Direct line with EU Parliament negotiator

In their persuasion efforts, industry groups have found a listening ear with Christian Doleschal, according to a draft EU Parliament document seen by EURACTIV.

The German MEP’s draft parliamentary report on the revised regulation, obtained by EURACTIV, contains track changes with comments from his team. They provide a glimpse into the influence exerted by industry while Doleschal was drafting the Parliament’s initial position on the construction product regulation.

In one example, Doleschal’s team asked for changes to the text “following request [of the] sanitary/ceramic lobby”, the document shows.

When it came to regulating 3D printing in construction, “some stakeholders such as CPE believe that this para is not needed and is even discriminating,” Doleschal’s team noted. Work on that section will continue “once we receive [a] concrete proposal from CPE after the summer break”, they added.

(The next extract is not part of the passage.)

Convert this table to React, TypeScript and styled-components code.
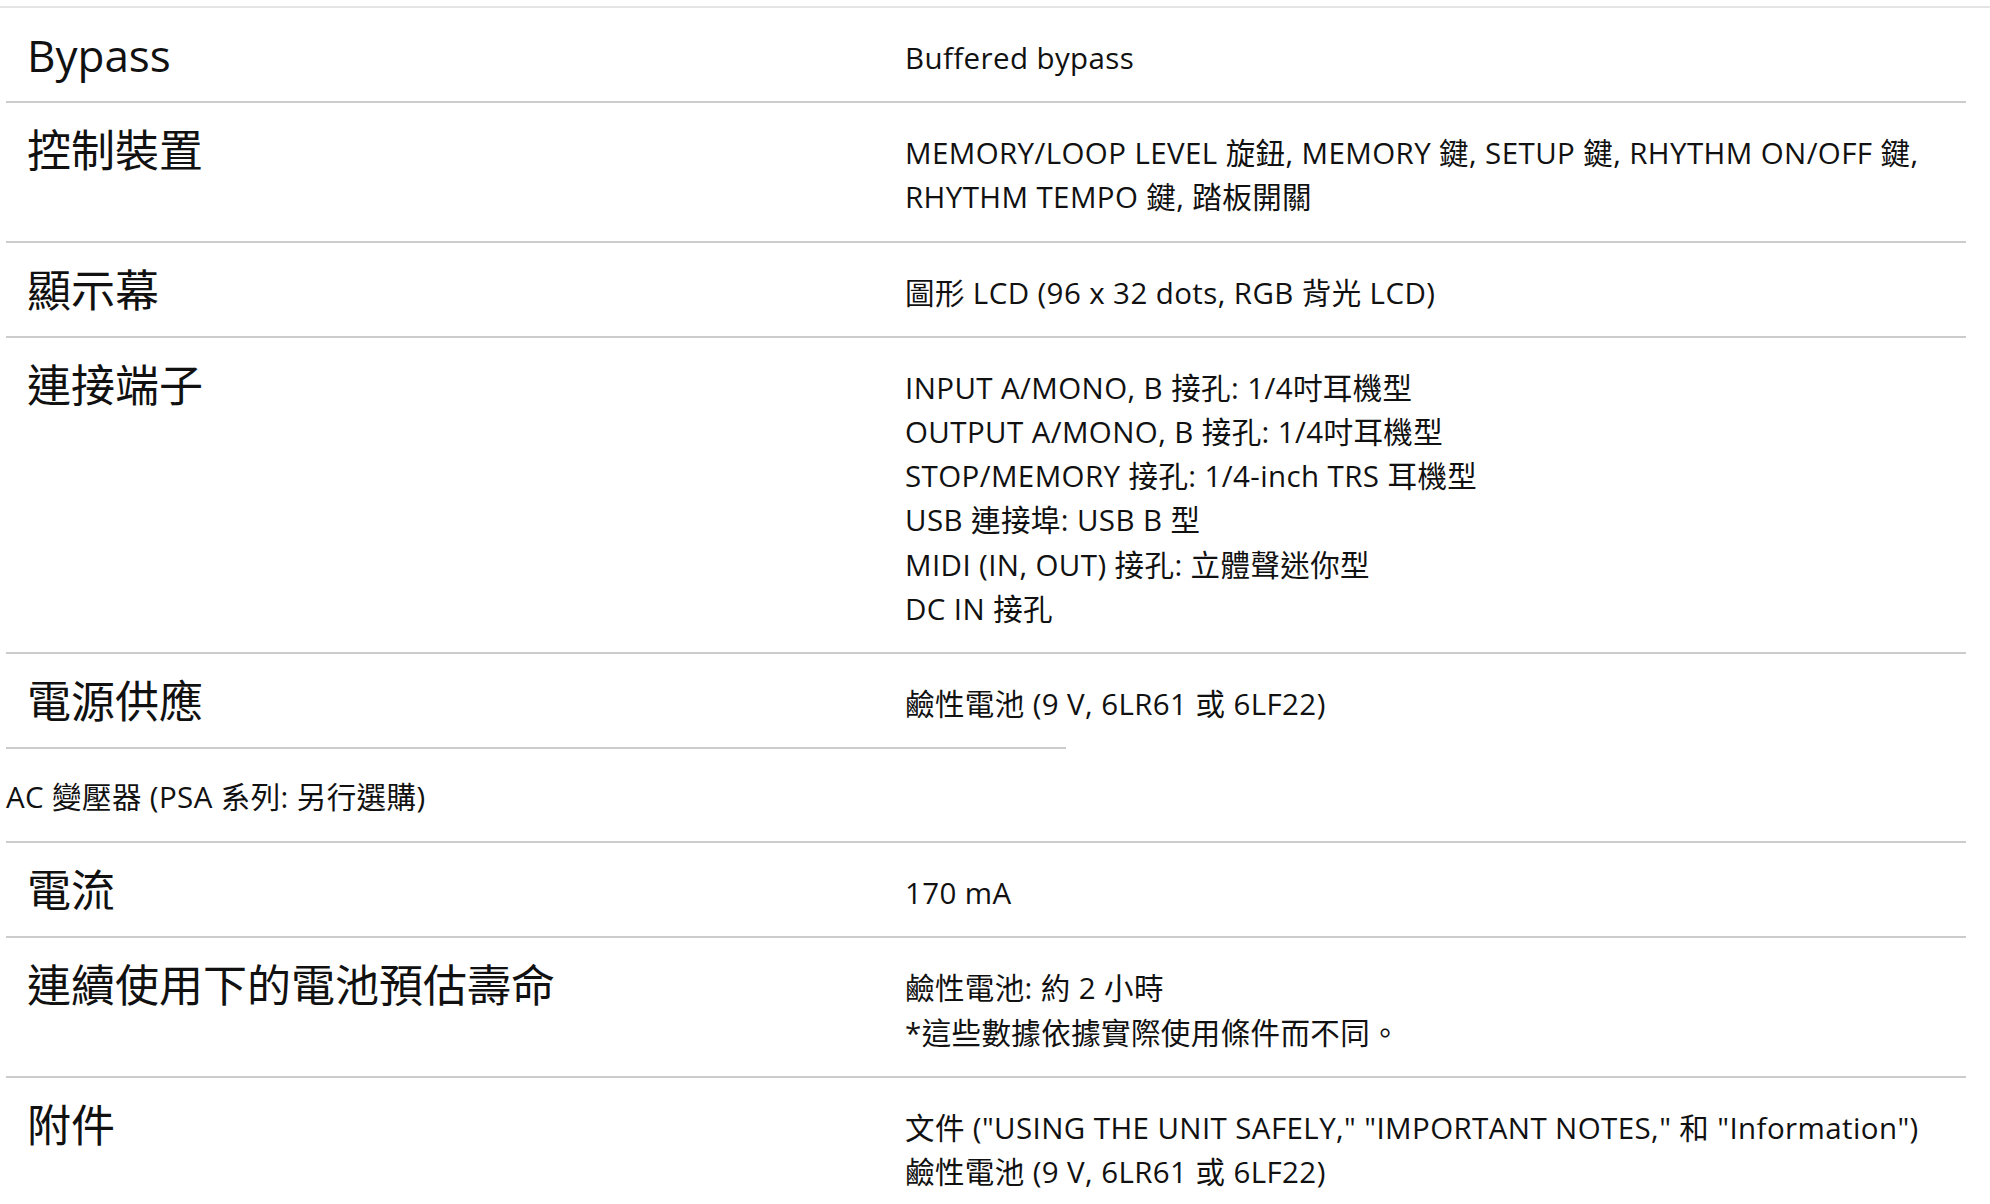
import React from "react";
import styled, { createGlobalStyle } from "styled-components";

const GlobalStyle = createGlobalStyle`
  html, body {
    margin: 0;
    padding: 0;
    background: #ffffff;
  }
  body {
    font-family: "Open Sans", "Noto Sans CJK TC", sans-serif;
    color: #111111;
  }
`;

const Page = styled.div`
  width: 1990px;
  min-height: 1204px;
  overflow: hidden;
`;

const TopRule = styled.div`
  margin-top: 6px;
  height: 2px;
  background: #e4e4e4;
`;

const SpecList = styled.div`
  margin-left: 6px;
  width: 1960px;
`;

const Row = styled.div<{ $noBorder?: boolean }>`
  display: grid;
  grid-template-columns: 899px 1fr;
  align-items: start;
  padding: 25px 0 21px;
  border-bottom: ${(p) => (p.$noBorder ? "none" : "2px solid #cccccc")};
`;

const Label = styled.div`
  padding-left: 21px;
  font-size: 44px;
  line-height: 44px;
  font-weight: 400;
  white-space: nowrap;
`;

const Value = styled.div`
  padding-top: 3px;
  font-size: 29.5px;
  letter-spacing: 0.4px;
  line-height: 44.2px;
  white-space: nowrap;
`;

const PartialRule = styled.div`
  width: 1060px;
  height: 2px;
  background: #cccccc;
`;

const Loose = styled.div`
  padding: 26px 0 22px;
  font-size: 29.5px;
  letter-spacing: 0.4px;
  line-height: 44px;
  border-bottom: 2px solid #cccccc;
`;

type Spec = { label: string; lines: string[]; noBorder?: boolean };

const specs: Spec[] = [
  { label: "Bypass", lines: ["Buffered bypass"] },
  {
    label: "控制裝置",
    lines: [
      "MEMORY/LOOP LEVEL 旋鈕, MEMORY 鍵, SETUP 鍵, RHYTHM ON/OFF 鍵,",
      "RHYTHM TEMPO 鍵, 踏板開關",
    ],
  },
  { label: "顯示幕", lines: ["圖形 LCD (96 x 32 dots, RGB 背光 LCD)"] },
  {
    label: "連接端子",
    lines: [
      "INPUT A/MONO, B 接孔: 1/4吋耳機型",
      "OUTPUT A/MONO, B 接孔: 1/4吋耳機型",
      "STOP/MEMORY 接孔: 1/4-inch TRS 耳機型",
      "USB 連接埠: USB B 型",
      "MIDI (IN, OUT) 接孔: 立體聲迷你型",
      "DC IN 接孔",
    ],
  },
  { label: "電源供應", lines: ["鹼性電池 (9 V, 6LR61 或 6LF22)"], noBorder: true },
];

const specs2: Spec[] = [
  { label: "電流", lines: ["170 mA"] },
  {
    label: "連續使用下的電池預估壽命",
    lines: ["鹼性電池: 約 2 小時", "*這些數據依據實際使用條件而不同。"],
  },
  {
    label: "附件",
    lines: [
      '文件 ("USING THE UNIT SAFELY," "IMPORTANT NOTES," 和 "Information")',
      "鹼性電池 (9 V, 6LR61 或 6LF22)",
    ],
  },
];

const SpecRow = ({ spec }: { spec: Spec }) => (
  <Row $noBorder={spec.noBorder}>
    <Label>{spec.label}</Label>
    <Value>
      {spec.lines.map((l, i) => (
        <React.Fragment key={i}>
          {i > 0 && <br />}
          {l}
        </React.Fragment>
      ))}
    </Value>
  </Row>
);

export default function App() {
  return (
    <Page>
      <GlobalStyle />
      <TopRule />
      <SpecList>
        {specs.map((s) => (
          <SpecRow key={s.label} spec={s} />
        ))}
        <PartialRule />
        <Loose>AC 變壓器 (PSA 系列: 另行選購)</Loose>
        {specs2.map((s) => (
          <SpecRow key={s.label} spec={s} />
        ))}
      </SpecList>
    </Page>
  );
}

On another part of the law, Doleschal’s team proposed to force product manufacturers to provide documentation in a “commonly machine-readable, but non-alterable” format at the request of Deutsche Bauchemie.

Several other additions to the draft law got pushed by the centre-right lawmaker as “requested by industry”, like one limiting the scope of action of a secondary standard body, the document shows.

Doleschal declined EURACTIV’s invitation to comment on the draft report.

No pushback

The German lawmaker is currently in the process of negotiating a final text with representatives of other parties in the European Parliament before the text is put to a vote in the assembly’s internal market committee in late May.

Campaigners, for their part, worry that few lawmakers in Parliament care enough about the construction product regulation.

Many in fact, don’t understand the file, said Federica Pozzi, a programme manager at Ecos, a standard-focused NGO. And because the law is so technical, “capacity on the Parliament’s side to discuss the law is rather limited”, she added.

Sources familiar with the negotiations said negotiations between Parliament groups have often been short, due to the technical nature of the issue at hand.

When approached by EURACTIV, other parliamentary rapporteurs working alongside Doleschal on the regulation declined to comment.

A shield against green rules

To the wider construction industry, whose business model has stayed largely unchanged for decades, the mooted Ecodesign rules for construction products have been used as a tool to push back against perceived “green” overreach by Brussels.

“Content-related intervention by the Commission should be limited to the correction of formal errors and the addition of necessary content that cannot be developed by CEN,” said Deutsche Bauchemie.

CEN is shorthand for the European Committee for Standardisation, the association bringing together the national standardisation bodies of 34 European countries.

A similar pushback is coming from EU countries, who “have pushed for a more dominant role for the European Standardisation Body for Construction products to be able to propose all legal obligations on manufacturers through standards,” explained Ecos’ Pozzi.

This would take “away the Commission’s empowerment to draft legal acts, even in case of system failure”, the campaigner added.

As a result, CEN “would be a private entity with little oversight from the European legislators designing standards that contain obligations, including on the environment”, Pozzi warned.

For the construction industry, another potential shield from environmental obligations is the technical standards known as ‘EN 15804’, which they say should be upheld when performing a life-cycle assessment of different construction products.

“For many years already, our industry has been voluntarily delivering Environmental Product Declarations (EPDs) based on EN 15804,” said Construction Products Europe (CEP).

“For the sake of transparency and clarity, we request that EN 15804:2012 +A2:2019 is clearly mentioned in the proposal as the official methodology to be used for the assessment of these obligations, thereby avoiding any misinterpretation,” it said in a position paper.

But critics retort that the methodology covers only “50% of the environmental impact of a construction product”, saying the move by CPE is designed to push back against new Ecodesign rules.

The industry, meanwhile, says it prefers using the existing standards rather than new ones to be developed under the aegis of the European Commission.